Friday, August 13, 2021

The Enduring Mark: Six Centuries of Drawing from the Gray Collection

UC Berkeley Art Museum and Pacific Film Archive

On View August 6 through November 28, 2021

One of the world’s leading private collections of European and American works on paper will go on view at the UC Berkeley Art Museum and Pacific Film Archive (BAMPFA) this summer, highlighting a major new gift to the museum’s collection. The Enduring Mark: Six Centuries of Drawing from the Gray Collection illuminates the holdings of Richard and Mary L. Gray, who assembled a remarkable collection of works spanning multiple centuries of Western art history with a primary focus on representations of the human figure. Among the more than eighty drawings featured in the exhibition are fifteen that have been donated to BAMPFA, including works by Francesco Guardi, Eugène Delacroix, Théodore Géricault, Paul Klee, Juan Gris, and Joan Miró.

 



Attributed to Benedetto Luti: Polyphemus, 1675–1700; BAMPFA, gift of Richard and Mary L. Gray.

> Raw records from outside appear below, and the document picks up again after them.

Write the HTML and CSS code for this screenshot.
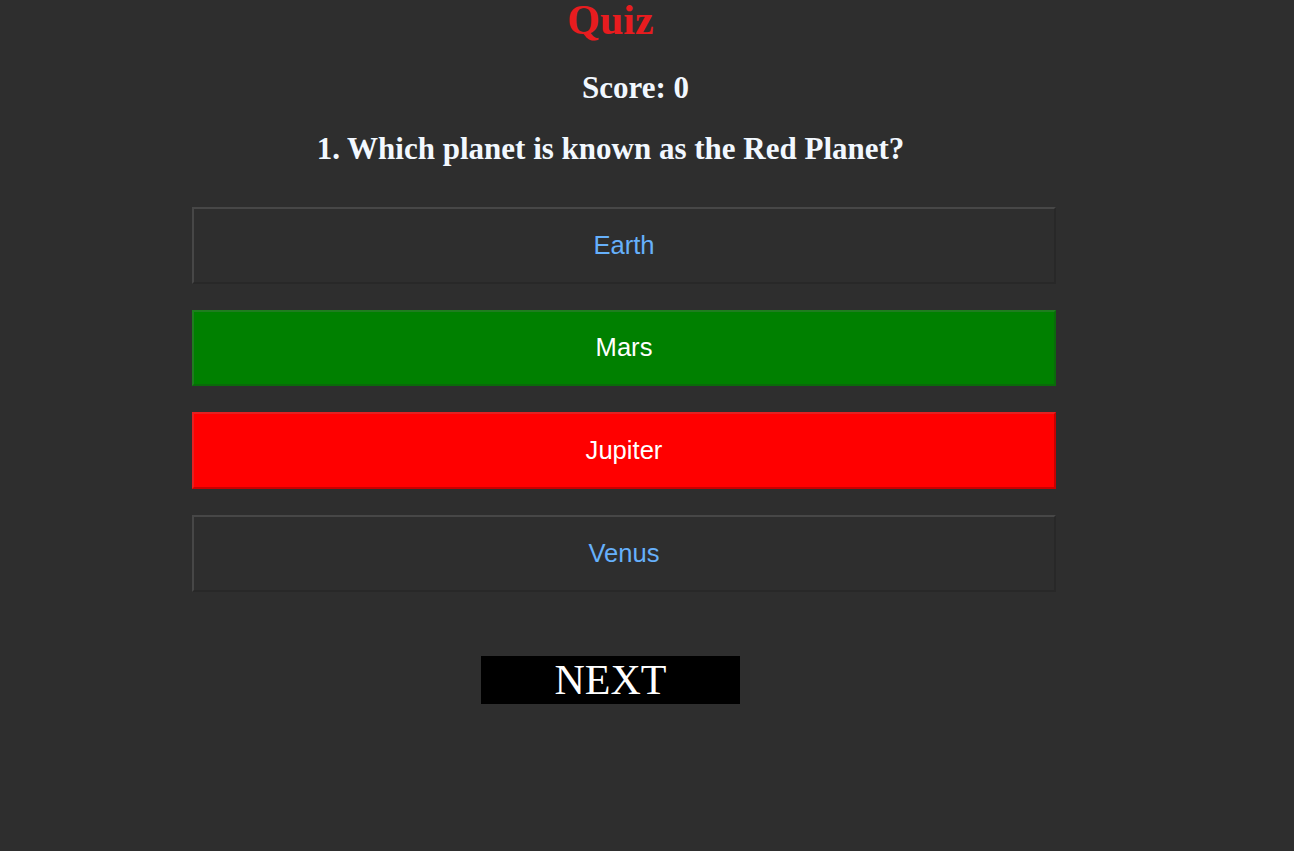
FILE: index.html
```html
<!DOCTYPE html>
<html lang="en">
<head>
<meta charset="utf-8">
<title>Quiz</title>
<link rel="stylesheet" href="styles.css">
</head>
<body>
<main class="quiz">
  <h1 class="title">Quiz</h1>
  <h2 class="score">Score: 0</h2>
  <h2 class="question">1. Which planet is known as the Red Planet?</h2>
  <div class="options">
    <button class="option">Earth</button>
    <button class="option correct">Mars</button>
    <button class="option wrong">Jupiter</button>
    <button class="option">Venus</button>
  </div>
  <div class="actions">
    <button class="next">NEXT</button>
  </div>
</main>
</body>
</html>
```
FILE: styles.css
```css
html, body {
  margin: 0;
  padding: 0;
  background: #2e2e2e;
}
.quiz {
  width: 864px;
  margin-left: 192px;
  display: flex;
  flex-direction: column;
  font-family: "Liberation Serif", "Times New Roman", serif;
}
.title {
  margin: 0;
  padding-right: 27px;
  text-align: center;
  font-size: 42px;
  line-height: 40px;
  font-weight: 700;
  color: #e81c1f;
}
.score {
  margin: 30.5px 0 0;
  padding-left: 23px;
  text-align: center;
  font-size: 31px;
  line-height: 34px;
  font-weight: 700;
  color: #f2f8ff;
}
.question {
  margin: 27.8px 0 0;
  padding-right: 27px;
  text-align: center;
  font-size: 31px;
  line-height: 34px;
  font-weight: 700;
  color: #f2f8ff;
}
.options {
  margin-top: 40.7px;
  display: flex;
  flex-direction: column;
  gap: 26px;
}
.option {
  box-sizing: border-box;
  width: 864px;
  height: 76.67px;
  margin: 0;
  padding: 0;
  border: 2px solid;
  border-color: #474747 #282828 #282828 #474747;
  background: #2e2e2e;
  color: #66b0fb;
  font-family: "Liberation Sans", Arial, sans-serif;
  font-size: 25.6px;
  text-align: center;
}
.option.correct {
  background: #008000;
  border-color: #1f7d1f #0a6b0a #0a6b0a #1f7d1f;
  color: #ffffff;
}
.option.wrong {
  background: #ff0000;
  border-color: #e62020 #c80000 #c80000 #e62020;
  color: #ffffff;
}
.actions {
  margin-top: 64.3px;
  display: flex;
  padding-left: 289px;
}
.next {
  width: 259px;
  height: 48px;
  margin: 0;
  padding: 0;
  border: none;
  background: #000;
  color: #fff;
  font-family: "Liberation Serif", "Times New Roman", serif;
  font-size: 42px;
  line-height: 48px;
}
```
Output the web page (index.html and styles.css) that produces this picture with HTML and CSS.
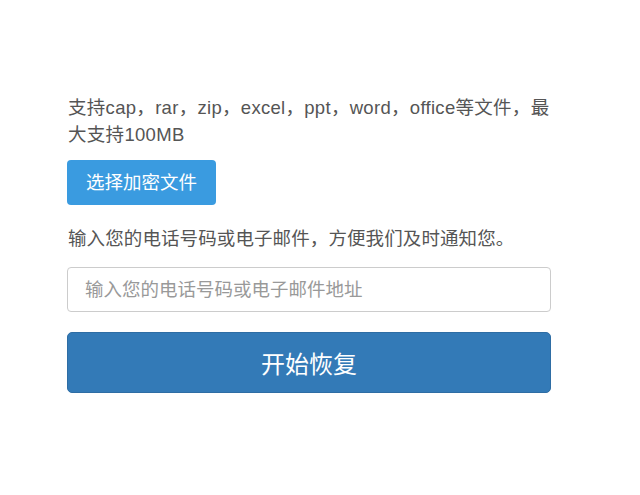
FILE: index.html
```html
<!DOCTYPE html>
<html lang="zh-CN">
<head>
<meta charset="utf-8">
<title>开始恢复</title>
<link rel="stylesheet" href="styles.css">
</head>
<body>
<div class="panel">
  <p class="hint hint-formats">支持cap，rar，zip，excel，ppt，word，office等文件，最大支持100MB</p>
  <button class="btn-file" type="button">选择加密文件</button>
  <p class="hint hint-contact">输入您的电话号码或电子邮件，方便我们及时通知您。</p>
  <input class="contact" type="text" placeholder="输入您的电话号码或电子邮件地址">
  <button class="btn-start" type="button">开始恢复</button>
</div>
</body>
</html>
```
FILE: styles.css
```css
html, body {
  margin: 0;
  padding: 0;
  background: #ffffff;
}
body {
  font-family: "Liberation Sans", "Noto Sans CJK SC", sans-serif;
  color: #555555;
}
.panel {
  width: 484px;
  margin-left: 67px;
  padding-top: 94px;
  display: flex;
  flex-direction: column;
  align-items: flex-start;
}
.hint {
  margin: 0;
  font-size: 18.5px;
  line-height: 27px;
  padding-left: 1px;
}
.hint-formats {
  letter-spacing: 0.3px;
}
.btn-file {
  margin-top: 12px;
  height: 45px;
  padding: 0 19px;
  border: 0;
  border-radius: 4px;
  background: #3a9be0;
  color: #ffffff;
  font-family: inherit;
  font-size: 18.5px;
  line-height: 45px;
}
.hint-contact {
  margin-top: 20px;
  letter-spacing: 0.1px;
}
.contact {
  box-sizing: border-box;
  margin-top: 15px;
  width: 484px;
  height: 45px;
  padding: 0 17px;
  border: 1px solid #cccccc;
  border-radius: 4px;
  font-family: inherit;
  font-size: 18.5px;
  color: #555555;
  outline: none;
}
.contact::placeholder {
  color: #999999;
}
.btn-start {
  box-sizing: border-box;
  margin-top: 20px;
  width: 484px;
  height: 61px;
  border: 1px solid #2e6da4;
  border-radius: 5px;
  background: #337ab7;
  color: #ffffff;
  font-family: inherit;
  font-size: 24px;
}
```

The Gray Collection was established by the prominent Chicago-based art collectors and philanthropists Richard Gray (1928–2018) and Mary L. Gray, who assembled one of the most distinctive collections of European and American drawing in private hands. Spanning centuries of Western art, the collection reflects the Grays’ particular historical and aesthetic interests, with strengths in drawings from the Italian Renaissance, seventeenth-century Holland, nineteenth-century France, and the postwar United States. While their collection includes notable landscape, still-life, and abstract drawings, the large majority of their holdings are depictions of the human form, reflecting the Grays’ belief that these images—as represented through the distinctively intimate and probing medium of drawing—offer a unique window into artists’ understanding of the human condition. Their collection encompasses rare and fragile works on paper by some of the most celebrated masters in historical Western art, including Peter Paul Rubens, François Boucher, Giovanni Antonio Canaletto, Giovanni Battista Tiepolo, Georges Seurat, Vincent Van Gogh, Edgar Degas, Paul Cézanne, Pablo Picasso, Henri Matisse, Jackson Pollock, and Willem de Kooning—all of whom are represented in the BAMPFA exhibition.

 

The Enduring Mark is organized chronologically to illustrate the trajectory of artistic and historical influences that have shaped depictions of the human figure in Western art over the past six centuries. A particular focus of the exhibition is the variations of early figurative practices in different Italian cities during the Renaissance era, and the impacts of these movements on subsequent generations of artists elsewhere on the European continent. The vibrant artistic cultures of Bologna, Rome, and Venice are a central focus of the exhibition, given their distinctive and mutually influential roles in the development of European figurative drawing practices. Among the selected works are fifteen important drawings that are gifts to BAMPFA from Richard and Mary L. Gray.

 

The Enduring Mark is organized by the Art Institute of Chicago, which has published an illustrated catalog on the Gray Collection that is available to purchase in the BAMPFA store. The exhibition was previously on view at the Morgan Library and Museum in New York City; the BAMPFA presentation is curated by the museum’s Director Emeritus Lawrence Rinder.

 


Joan Miró: Metamorphosis, 1936, collage of cut, torn, and pasted transfer decals and newsprint, brush and black ink, watercolor, gouache, and fabricated black chalk, over traces of graphite, on cream wove paper; 29 5/8 × 35 3/4 in.; BAMPFA; gift of Richard and Mary L. Gray.




Wassily Kandinsky, Untitled, c. 1915. Watercolor and touches of opaque watercolor on ivory wove paper, 290 x 229 mm. The Art Institute of Chicago, gift of Richard and Mary L. Gray in memory of Buddy Mayer.